[Web page code records]
%%

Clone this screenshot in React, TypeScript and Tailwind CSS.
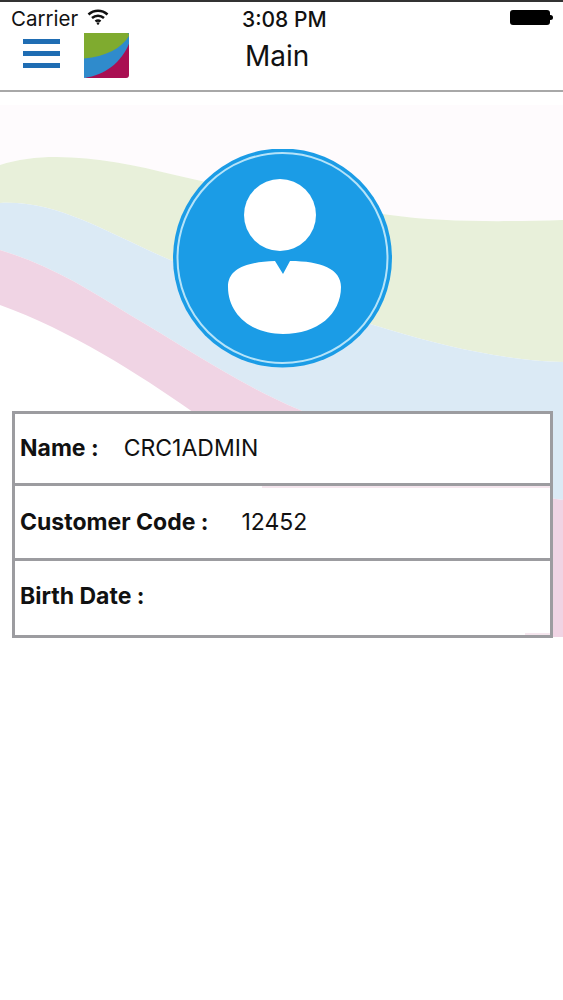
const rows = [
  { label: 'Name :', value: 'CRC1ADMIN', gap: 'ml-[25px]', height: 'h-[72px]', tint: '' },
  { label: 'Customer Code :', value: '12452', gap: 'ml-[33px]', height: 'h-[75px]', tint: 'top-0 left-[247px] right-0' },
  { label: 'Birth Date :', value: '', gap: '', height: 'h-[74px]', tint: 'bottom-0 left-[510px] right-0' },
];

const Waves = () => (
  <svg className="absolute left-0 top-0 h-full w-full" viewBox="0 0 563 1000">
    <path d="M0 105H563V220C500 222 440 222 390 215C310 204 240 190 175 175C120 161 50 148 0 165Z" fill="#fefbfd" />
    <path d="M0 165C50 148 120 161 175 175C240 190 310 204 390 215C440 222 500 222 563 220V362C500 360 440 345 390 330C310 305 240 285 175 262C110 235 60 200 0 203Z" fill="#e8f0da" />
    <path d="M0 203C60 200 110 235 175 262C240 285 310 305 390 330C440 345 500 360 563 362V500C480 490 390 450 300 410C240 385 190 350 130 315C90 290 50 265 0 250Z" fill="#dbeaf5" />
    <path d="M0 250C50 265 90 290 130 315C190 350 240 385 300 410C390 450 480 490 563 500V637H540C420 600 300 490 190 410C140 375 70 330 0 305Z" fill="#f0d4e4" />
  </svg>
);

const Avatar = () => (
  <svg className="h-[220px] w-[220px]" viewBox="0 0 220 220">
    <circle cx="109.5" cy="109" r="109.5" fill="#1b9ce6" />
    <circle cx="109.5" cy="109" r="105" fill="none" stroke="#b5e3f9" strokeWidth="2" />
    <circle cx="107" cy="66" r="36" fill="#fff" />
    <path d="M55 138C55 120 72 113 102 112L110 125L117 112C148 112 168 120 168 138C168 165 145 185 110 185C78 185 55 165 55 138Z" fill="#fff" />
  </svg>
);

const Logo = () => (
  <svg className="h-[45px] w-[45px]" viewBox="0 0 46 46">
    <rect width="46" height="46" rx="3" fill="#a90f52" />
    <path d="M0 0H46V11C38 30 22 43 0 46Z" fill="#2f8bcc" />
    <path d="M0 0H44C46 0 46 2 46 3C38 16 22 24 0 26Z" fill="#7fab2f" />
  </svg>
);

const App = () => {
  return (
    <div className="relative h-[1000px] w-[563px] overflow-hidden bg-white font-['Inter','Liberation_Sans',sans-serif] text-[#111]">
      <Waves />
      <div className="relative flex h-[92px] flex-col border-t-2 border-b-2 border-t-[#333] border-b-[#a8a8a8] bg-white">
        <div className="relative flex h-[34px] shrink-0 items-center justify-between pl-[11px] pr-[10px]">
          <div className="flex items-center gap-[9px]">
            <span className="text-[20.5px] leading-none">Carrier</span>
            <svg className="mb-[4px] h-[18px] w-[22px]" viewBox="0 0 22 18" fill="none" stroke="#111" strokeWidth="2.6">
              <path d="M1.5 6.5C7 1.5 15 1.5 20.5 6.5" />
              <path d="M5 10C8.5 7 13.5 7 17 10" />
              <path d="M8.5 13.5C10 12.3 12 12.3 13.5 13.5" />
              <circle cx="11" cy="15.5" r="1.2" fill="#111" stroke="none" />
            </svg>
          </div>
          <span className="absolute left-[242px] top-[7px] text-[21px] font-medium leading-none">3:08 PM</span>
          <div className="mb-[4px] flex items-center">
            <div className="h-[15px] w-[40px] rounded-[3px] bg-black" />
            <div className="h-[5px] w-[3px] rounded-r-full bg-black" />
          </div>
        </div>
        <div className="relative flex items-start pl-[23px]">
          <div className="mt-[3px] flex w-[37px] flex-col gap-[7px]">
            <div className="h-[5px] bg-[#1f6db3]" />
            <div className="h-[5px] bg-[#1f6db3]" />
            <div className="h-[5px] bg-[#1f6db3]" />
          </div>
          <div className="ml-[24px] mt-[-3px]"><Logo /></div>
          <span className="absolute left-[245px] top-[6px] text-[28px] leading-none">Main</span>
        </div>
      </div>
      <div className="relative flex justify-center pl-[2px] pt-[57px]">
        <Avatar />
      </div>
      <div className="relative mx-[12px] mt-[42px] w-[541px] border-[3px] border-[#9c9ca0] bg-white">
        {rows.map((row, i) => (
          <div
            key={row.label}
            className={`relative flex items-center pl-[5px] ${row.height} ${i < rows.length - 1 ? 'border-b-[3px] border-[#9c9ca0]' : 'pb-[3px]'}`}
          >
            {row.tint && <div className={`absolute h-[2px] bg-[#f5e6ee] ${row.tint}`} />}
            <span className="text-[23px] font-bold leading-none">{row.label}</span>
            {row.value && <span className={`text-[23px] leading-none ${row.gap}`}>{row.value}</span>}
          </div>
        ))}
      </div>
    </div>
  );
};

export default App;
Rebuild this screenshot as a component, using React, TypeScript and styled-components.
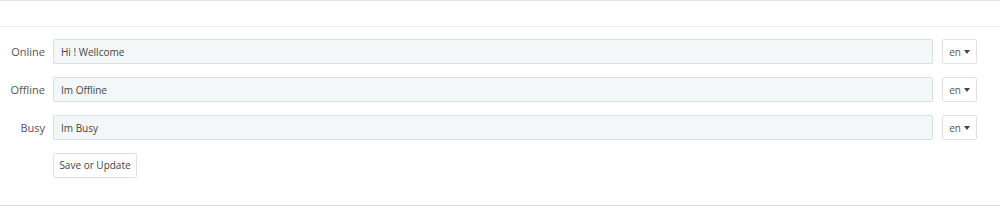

%%

WHAT TO DO >>
Copy out the records above in full, exactly as written, but not the pictures.

CORRECT OUTPUT >>
Clone this screenshot in React, TypeScript and Tailwind CSS.
const rows = [
  { label: 'Name :', value: 'CRC1ADMIN', gap: 'ml-[25px]', height: 'h-[72px]', tint: '' },
  { label: 'Customer Code :', value: '12452', gap: 'ml-[33px]', height: 'h-[75px]', tint: 'top-0 left-[247px] right-0' },
  { label: 'Birth Date :', value: '', gap: '', height: 'h-[74px]', tint: 'bottom-0 left-[510px] right-0' },
];

const Waves = () => (
  <svg className="absolute left-0 top-0 h-full w-full" viewBox="0 0 563 1000">
    <path d="M0 105H563V220C500 222 440 222 390 215C310 204 240 190 175 175C120 161 50 148 0 165Z" fill="#fefbfd" />
    <path d="M0 165C50 148 120 161 175 175C240 190 310 204 390 215C440 222 500 222 563 220V362C500 360 440 345 390 330C310 305 240 285 175 262C110 235 60 200 0 203Z" fill="#e8f0da" />
    <path d="M0 203C60 200 110 235 175 262C240 285 310 305 390 330C440 345 500 360 563 362V500C480 490 390 450 300 410C240 385 190 350 130 315C90 290 50 265 0 250Z" fill="#dbeaf5" />
    <path d="M0 250C50 265 90 290 130 315C190 350 240 385 300 410C390 450 480 490 563 500V637H540C420 600 300 490 190 410C140 375 70 330 0 305Z" fill="#f0d4e4" />
  </svg>
);

const Avatar = () => (
  <svg className="h-[220px] w-[220px]" viewBox="0 0 220 220">
    <circle cx="109.5" cy="109" r="109.5" fill="#1b9ce6" />
    <circle cx="109.5" cy="109" r="105" fill="none" stroke="#b5e3f9" strokeWidth="2" />
    <circle cx="107" cy="66" r="36" fill="#fff" />
    <path d="M55 138C55 120 72 113 102 112L110 125L117 112C148 112 168 120 168 138C168 165 145 185 110 185C78 185 55 165 55 138Z" fill="#fff" />
  </svg>
);

const Logo = () => (
  <svg className="h-[45px] w-[45px]" viewBox="0 0 46 46">
    <rect width="46" height="46" rx="3" fill="#a90f52" />
    <path d="M0 0H46V11C38 30 22 43 0 46Z" fill="#2f8bcc" />
    <path d="M0 0H44C46 0 46 2 46 3C38 16 22 24 0 26Z" fill="#7fab2f" />
  </svg>
);

const App = () => {
  return (
    <div className="relative h-[1000px] w-[563px] overflow-hidden bg-white font-['Inter','Liberation_Sans',sans-serif] text-[#111]">
      <Waves />
      <div className="relative flex h-[92px] flex-col border-t-2 border-b-2 border-t-[#333] border-b-[#a8a8a8] bg-white">
        <div className="relative flex h-[34px] shrink-0 items-center justify-between pl-[11px] pr-[10px]">
          <div className="flex items-center gap-[9px]">
            <span className="text-[20.5px] leading-none">Carrier</span>
            <svg className="mb-[4px] h-[18px] w-[22px]" viewBox="0 0 22 18" fill="none" stroke="#111" strokeWidth="2.6">
              <path d="M1.5 6.5C7 1.5 15 1.5 20.5 6.5" />
              <path d="M5 10C8.5 7 13.5 7 17 10" />
              <path d="M8.5 13.5C10 12.3 12 12.3 13.5 13.5" />
              <circle cx="11" cy="15.5" r="1.2" fill="#111" stroke="none" />
            </svg>
          </div>
          <span className="absolute left-[242px] top-[7px] text-[21px] font-medium leading-none">3:08 PM</span>
          <div className="mb-[4px] flex items-center">
            <div className="h-[15px] w-[40px] rounded-[3px] bg-black" />
            <div className="h-[5px] w-[3px] rounded-r-full bg-black" />
          </div>
        </div>
        <div className="relative flex items-start pl-[23px]">
          <div className="mt-[3px] flex w-[37px] flex-col gap-[7px]">
            <div className="h-[5px] bg-[#1f6db3]" />
            <div className="h-[5px] bg-[#1f6db3]" />
            <div className="h-[5px] bg-[#1f6db3]" />
          </div>
          <div className="ml-[24px] mt-[-3px]"><Logo /></div>
          <span className="absolute left-[245px] top-[6px] text-[28px] leading-none">Main</span>
        </div>
      </div>
      <div className="relative flex justify-center pl-[2px] pt-[57px]">
        <Avatar />
      </div>
      <div className="relative mx-[12px] mt-[42px] w-[541px] border-[3px] border-[#9c9ca0] bg-white">
        {rows.map((row, i) => (
          <div
            key={row.label}
            className={`relative flex items-center pl-[5px] ${row.height} ${i < rows.length - 1 ? 'border-b-[3px] border-[#9c9ca0]' : 'pb-[3px]'}`}
          >
            {row.tint && <div className={`absolute h-[2px] bg-[#f5e6ee] ${row.tint}`} />}
            <span className="text-[23px] font-bold leading-none">{row.label}</span>
            {row.value && <span className={`text-[23px] leading-none ${row.gap}`}>{row.value}</span>}
          </div>
        ))}
      </div>
    </div>
  );
};

export default App;
Rebuild this screenshot as a component, using React, TypeScript and styled-components.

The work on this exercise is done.